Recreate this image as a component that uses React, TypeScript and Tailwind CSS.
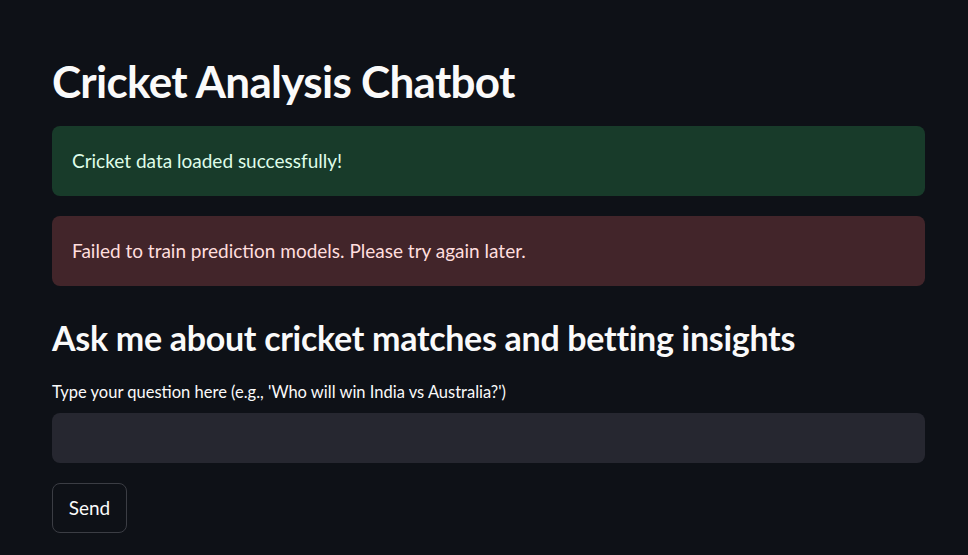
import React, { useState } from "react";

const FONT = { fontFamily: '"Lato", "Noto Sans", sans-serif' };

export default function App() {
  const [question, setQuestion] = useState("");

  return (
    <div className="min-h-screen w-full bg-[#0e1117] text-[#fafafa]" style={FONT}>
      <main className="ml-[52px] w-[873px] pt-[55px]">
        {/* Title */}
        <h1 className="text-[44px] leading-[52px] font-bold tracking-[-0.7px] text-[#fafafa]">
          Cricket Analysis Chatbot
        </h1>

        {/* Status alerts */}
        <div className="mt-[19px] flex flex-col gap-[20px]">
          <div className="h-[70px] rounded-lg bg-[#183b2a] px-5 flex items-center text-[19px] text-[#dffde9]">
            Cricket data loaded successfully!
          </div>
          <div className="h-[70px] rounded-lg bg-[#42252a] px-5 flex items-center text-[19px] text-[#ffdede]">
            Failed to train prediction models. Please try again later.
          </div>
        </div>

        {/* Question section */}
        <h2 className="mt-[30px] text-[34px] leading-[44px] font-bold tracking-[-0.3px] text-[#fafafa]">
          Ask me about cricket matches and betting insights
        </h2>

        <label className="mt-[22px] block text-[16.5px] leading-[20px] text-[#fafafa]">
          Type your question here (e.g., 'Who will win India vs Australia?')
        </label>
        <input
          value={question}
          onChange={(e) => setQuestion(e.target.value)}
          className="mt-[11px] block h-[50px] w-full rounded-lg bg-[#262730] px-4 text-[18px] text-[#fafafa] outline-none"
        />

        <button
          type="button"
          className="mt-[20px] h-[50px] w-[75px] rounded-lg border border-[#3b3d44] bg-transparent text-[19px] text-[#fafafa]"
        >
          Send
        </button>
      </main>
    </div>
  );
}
────────
● **Written request**
From the data above, copy each line that holds "React".

● **Result below**
Recreate this image as a component that uses React, TypeScript and Tailwind CSS.
import React, { useState } from "react";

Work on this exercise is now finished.